» Your task
Restate the data word for word and leave the images out.

» Data provided
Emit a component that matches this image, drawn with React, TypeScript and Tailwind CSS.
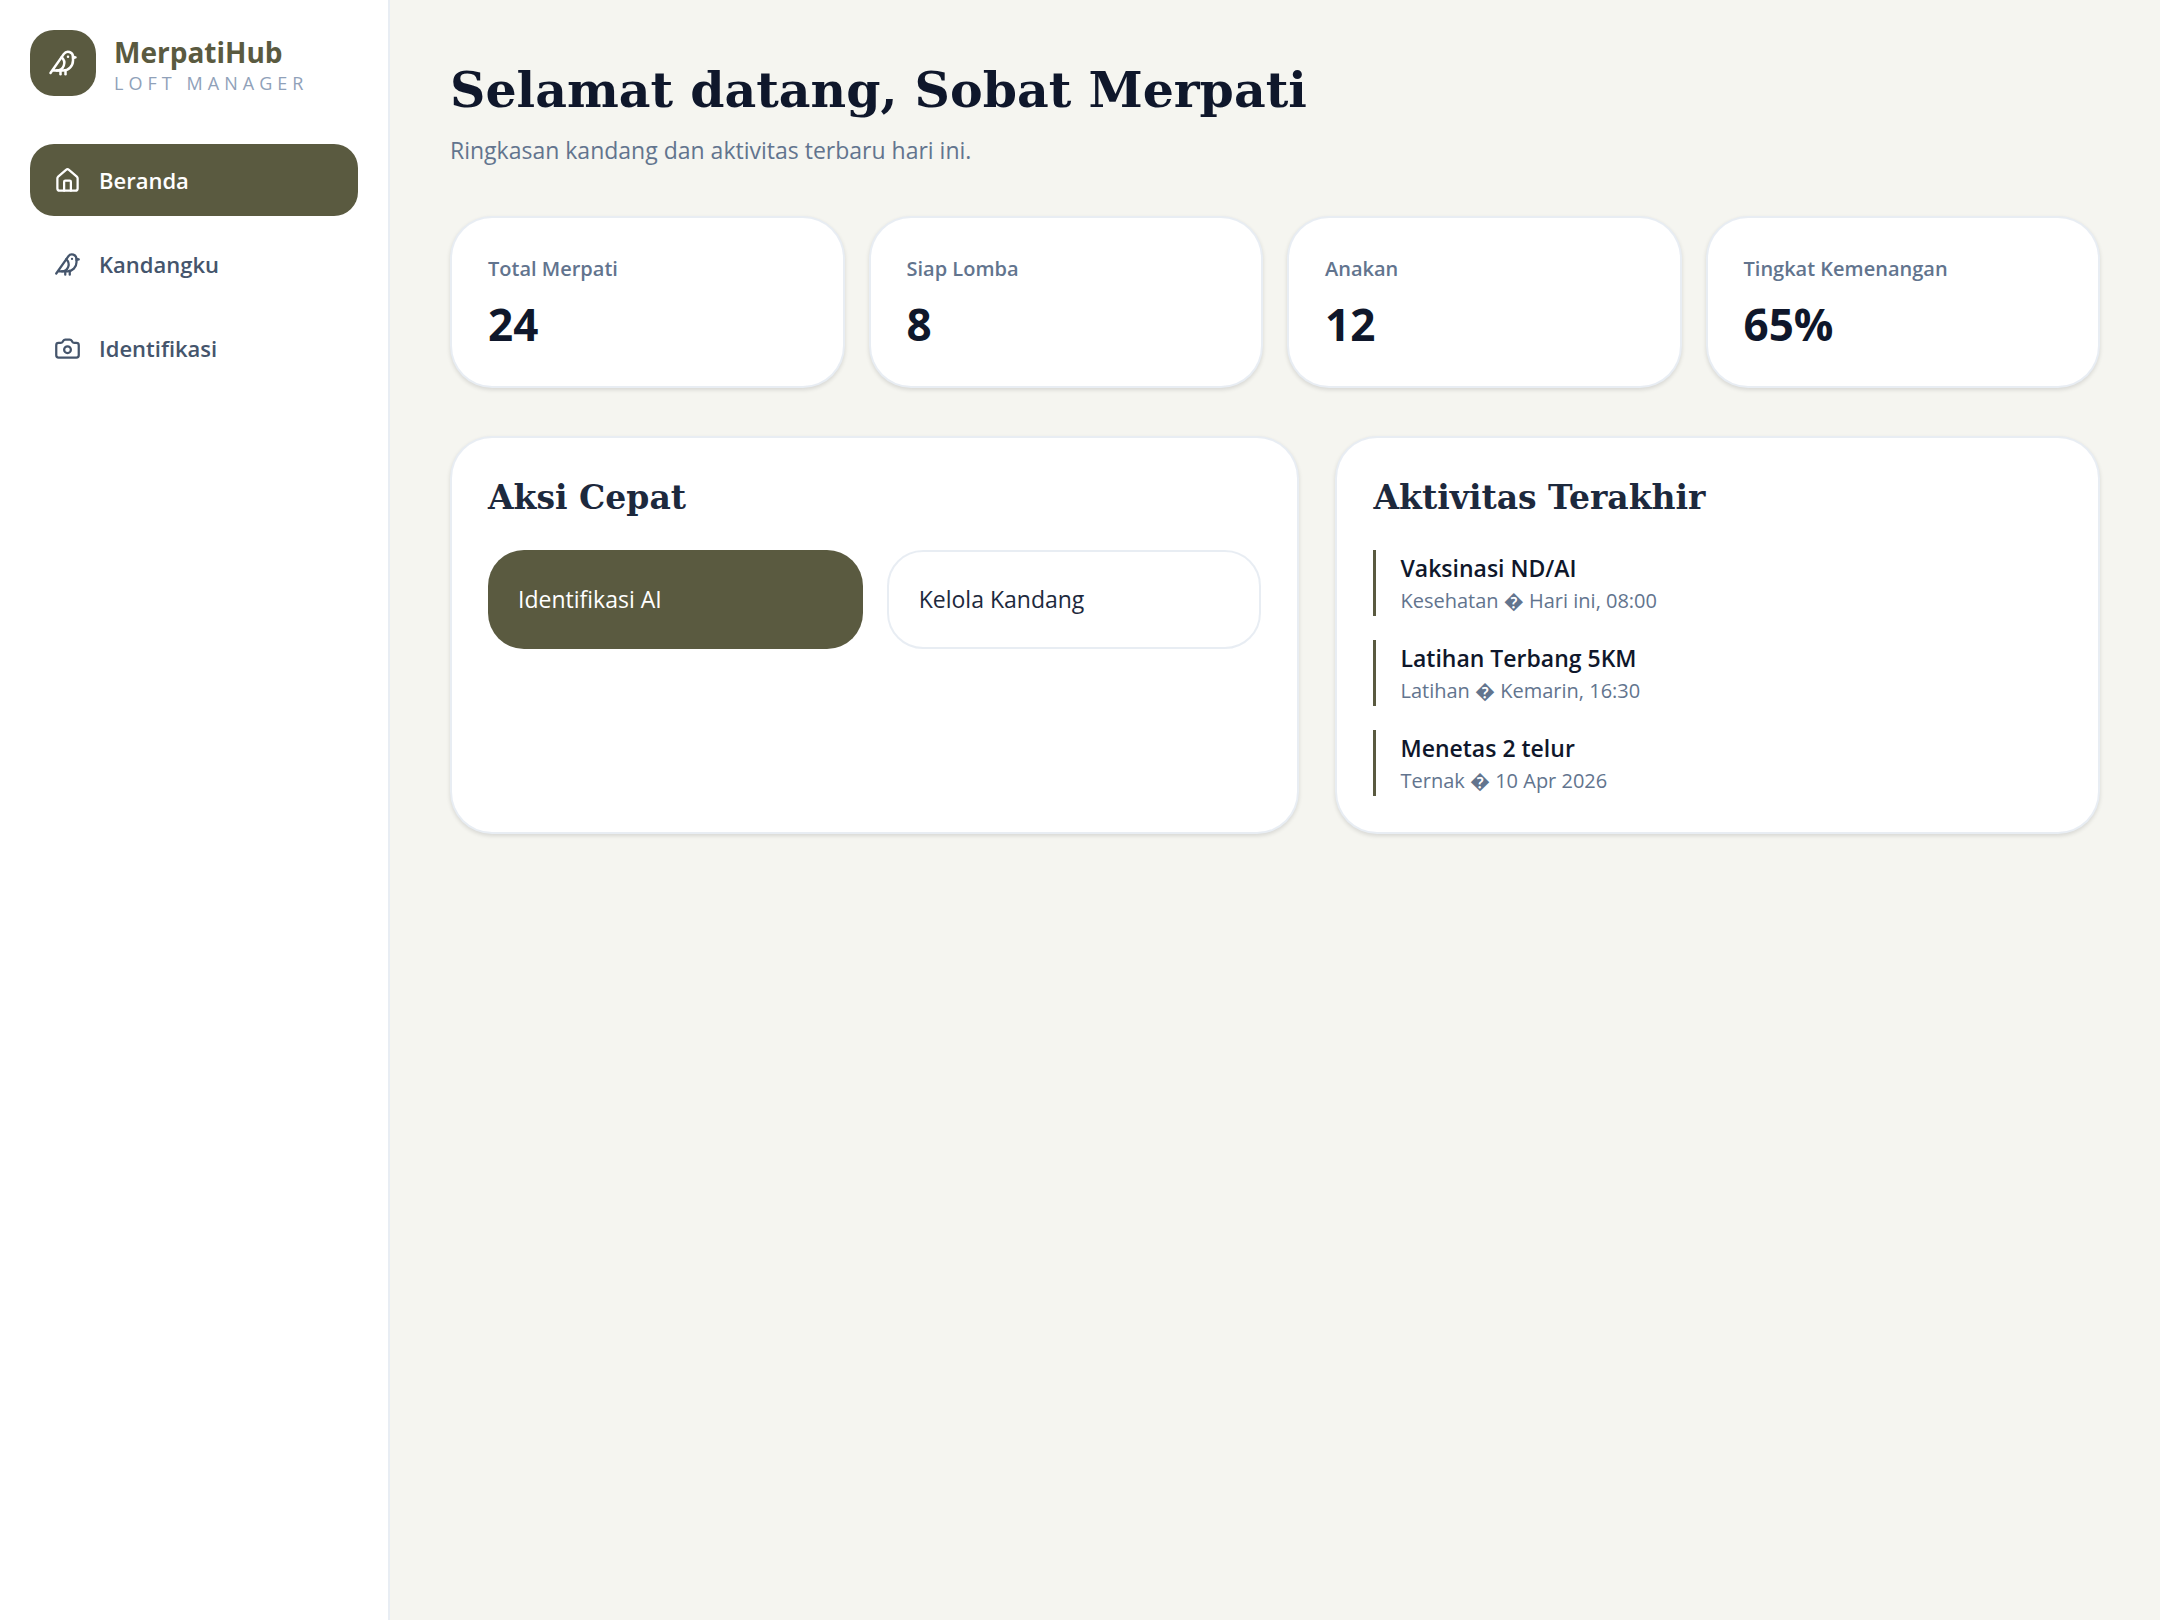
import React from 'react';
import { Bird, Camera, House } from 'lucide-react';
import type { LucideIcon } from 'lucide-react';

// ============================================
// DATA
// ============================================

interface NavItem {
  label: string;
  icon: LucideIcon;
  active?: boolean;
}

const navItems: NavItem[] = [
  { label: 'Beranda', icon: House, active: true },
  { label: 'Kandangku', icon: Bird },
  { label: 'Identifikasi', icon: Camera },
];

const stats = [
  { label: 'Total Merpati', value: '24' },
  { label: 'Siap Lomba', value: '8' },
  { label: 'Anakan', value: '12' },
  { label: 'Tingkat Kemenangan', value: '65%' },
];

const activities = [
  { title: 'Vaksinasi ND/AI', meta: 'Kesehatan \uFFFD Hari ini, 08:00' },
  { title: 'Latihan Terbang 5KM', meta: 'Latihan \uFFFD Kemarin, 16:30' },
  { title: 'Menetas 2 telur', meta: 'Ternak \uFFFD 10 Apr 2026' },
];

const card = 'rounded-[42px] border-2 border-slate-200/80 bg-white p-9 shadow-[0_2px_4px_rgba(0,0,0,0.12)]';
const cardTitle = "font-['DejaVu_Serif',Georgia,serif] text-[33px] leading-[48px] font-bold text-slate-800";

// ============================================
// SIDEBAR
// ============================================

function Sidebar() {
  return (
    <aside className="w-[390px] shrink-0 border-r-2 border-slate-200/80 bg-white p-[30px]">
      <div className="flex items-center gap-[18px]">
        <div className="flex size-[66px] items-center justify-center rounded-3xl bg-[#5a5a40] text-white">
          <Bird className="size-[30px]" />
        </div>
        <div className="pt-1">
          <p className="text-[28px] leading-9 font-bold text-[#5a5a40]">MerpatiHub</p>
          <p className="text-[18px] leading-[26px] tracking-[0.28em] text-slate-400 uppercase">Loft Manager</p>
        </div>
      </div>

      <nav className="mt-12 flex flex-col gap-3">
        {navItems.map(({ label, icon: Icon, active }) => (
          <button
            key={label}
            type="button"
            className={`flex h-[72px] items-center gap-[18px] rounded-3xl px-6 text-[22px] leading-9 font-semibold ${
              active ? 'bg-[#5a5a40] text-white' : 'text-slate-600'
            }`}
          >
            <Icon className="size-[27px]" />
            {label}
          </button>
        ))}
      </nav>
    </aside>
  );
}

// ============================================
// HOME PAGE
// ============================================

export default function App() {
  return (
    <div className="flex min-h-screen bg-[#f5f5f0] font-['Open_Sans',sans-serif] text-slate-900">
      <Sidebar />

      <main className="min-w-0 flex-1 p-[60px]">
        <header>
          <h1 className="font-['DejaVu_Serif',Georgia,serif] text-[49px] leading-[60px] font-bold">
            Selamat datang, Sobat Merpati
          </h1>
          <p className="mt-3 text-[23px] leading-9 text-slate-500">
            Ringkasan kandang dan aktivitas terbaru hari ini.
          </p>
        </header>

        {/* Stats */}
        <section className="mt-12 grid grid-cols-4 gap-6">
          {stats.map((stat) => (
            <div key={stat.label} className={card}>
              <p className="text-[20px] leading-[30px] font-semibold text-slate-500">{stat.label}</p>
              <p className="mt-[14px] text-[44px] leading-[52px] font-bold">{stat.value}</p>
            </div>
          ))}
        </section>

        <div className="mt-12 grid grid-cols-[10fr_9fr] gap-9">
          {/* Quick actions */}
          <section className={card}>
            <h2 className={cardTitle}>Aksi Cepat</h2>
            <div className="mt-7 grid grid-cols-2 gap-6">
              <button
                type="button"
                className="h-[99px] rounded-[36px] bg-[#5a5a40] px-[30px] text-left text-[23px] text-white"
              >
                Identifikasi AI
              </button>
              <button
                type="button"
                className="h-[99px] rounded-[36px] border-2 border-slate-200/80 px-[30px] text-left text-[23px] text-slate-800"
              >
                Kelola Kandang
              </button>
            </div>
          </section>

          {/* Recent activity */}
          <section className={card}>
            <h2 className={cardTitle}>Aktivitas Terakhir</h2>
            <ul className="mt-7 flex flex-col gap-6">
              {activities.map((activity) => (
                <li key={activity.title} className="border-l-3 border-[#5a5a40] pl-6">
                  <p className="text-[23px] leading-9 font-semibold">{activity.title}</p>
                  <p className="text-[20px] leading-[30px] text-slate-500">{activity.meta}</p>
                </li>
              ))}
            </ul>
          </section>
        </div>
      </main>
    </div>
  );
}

» Final answer
Emit a component that matches this image, drawn with React, TypeScript and Tailwind CSS.
import React from 'react';
import { Bird, Camera, House } from 'lucide-react';
import type { LucideIcon } from 'lucide-react';

// ============================================
// DATA
// ============================================

interface NavItem {
  label: string;
  icon: LucideIcon;
  active?: boolean;
}

const navItems: NavItem[] = [
  { label: 'Beranda', icon: House, active: true },
  { label: 'Kandangku', icon: Bird },
  { label: 'Identifikasi', icon: Camera },
];

const stats = [
  { label: 'Total Merpati', value: '24' },
  { label: 'Siap Lomba', value: '8' },
  { label: 'Anakan', value: '12' },
  { label: 'Tingkat Kemenangan', value: '65%' },
];

const activities = [
  { title: 'Vaksinasi ND/AI', meta: 'Kesehatan \uFFFD Hari ini, 08:00' },
  { title: 'Latihan Terbang 5KM', meta: 'Latihan \uFFFD Kemarin, 16:30' },
  { title: 'Menetas 2 telur', meta: 'Ternak \uFFFD 10 Apr 2026' },
];

const card = 'rounded-[42px] border-2 border-slate-200/80 bg-white p-9 shadow-[0_2px_4px_rgba(0,0,0,0.12)]';
const cardTitle = "font-['DejaVu_Serif',Georgia,serif] text-[33px] leading-[48px] font-bold text-slate-800";

// ============================================
// SIDEBAR
// ============================================

function Sidebar() {
  return (
    <aside className="w-[390px] shrink-0 border-r-2 border-slate-200/80 bg-white p-[30px]">
      <div className="flex items-center gap-[18px]">
        <div className="flex size-[66px] items-center justify-center rounded-3xl bg-[#5a5a40] text-white">
          <Bird className="size-[30px]" />
        </div>
        <div className="pt-1">
          <p className="text-[28px] leading-9 font-bold text-[#5a5a40]">MerpatiHub</p>
          <p className="text-[18px] leading-[26px] tracking-[0.28em] text-slate-400 uppercase">Loft Manager</p>
        </div>
      </div>

      <nav className="mt-12 flex flex-col gap-3">
        {navItems.map(({ label, icon: Icon, active }) => (
          <button
            key={label}
            type="button"
            className={`flex h-[72px] items-center gap-[18px] rounded-3xl px-6 text-[22px] leading-9 font-semibold ${
              active ? 'bg-[#5a5a40] text-white' : 'text-slate-600'
            }`}
          >
            <Icon className="size-[27px]" />
            {label}
          </button>
        ))}
      </nav>
    </aside>
  );
}

// ============================================
// HOME PAGE
// ============================================

export default function App() {
  return (
    <div className="flex min-h-screen bg-[#f5f5f0] font-['Open_Sans',sans-serif] text-slate-900">
      <Sidebar />

      <main className="min-w-0 flex-1 p-[60px]">
        <header>
          <h1 className="font-['DejaVu_Serif',Georgia,serif] text-[49px] leading-[60px] font-bold">
            Selamat datang, Sobat Merpati
          </h1>
          <p className="mt-3 text-[23px] leading-9 text-slate-500">
            Ringkasan kandang dan aktivitas terbaru hari ini.
          </p>
        </header>

        {/* Stats */}
        <section className="mt-12 grid grid-cols-4 gap-6">
          {stats.map((stat) => (
            <div key={stat.label} className={card}>
              <p className="text-[20px] leading-[30px] font-semibold text-slate-500">{stat.label}</p>
              <p className="mt-[14px] text-[44px] leading-[52px] font-bold">{stat.value}</p>
            </div>
          ))}
        </section>

        <div className="mt-12 grid grid-cols-[10fr_9fr] gap-9">
          {/* Quick actions */}
          <section className={card}>
            <h2 className={cardTitle}>Aksi Cepat</h2>
            <div className="mt-7 grid grid-cols-2 gap-6">
              <button
                type="button"
                className="h-[99px] rounded-[36px] bg-[#5a5a40] px-[30px] text-left text-[23px] text-white"
              >
                Identifikasi AI
              </button>
              <button
                type="button"
                className="h-[99px] rounded-[36px] border-2 border-slate-200/80 px-[30px] text-left text-[23px] text-slate-800"
              >
                Kelola Kandang
              </button>
            </div>
          </section>

          {/* Recent activity */}
          <section className={card}>
            <h2 className={cardTitle}>Aktivitas Terakhir</h2>
            <ul className="mt-7 flex flex-col gap-6">
              {activities.map((activity) => (
                <li key={activity.title} className="border-l-3 border-[#5a5a40] pl-6">
                  <p className="text-[23px] leading-9 font-semibold">{activity.title}</p>
                  <p className="text-[20px] leading-[30px] text-slate-500">{activity.meta}</p>
                </li>
              ))}
            </ul>
          </section>
        </div>
      </main>
    </div>
  );
}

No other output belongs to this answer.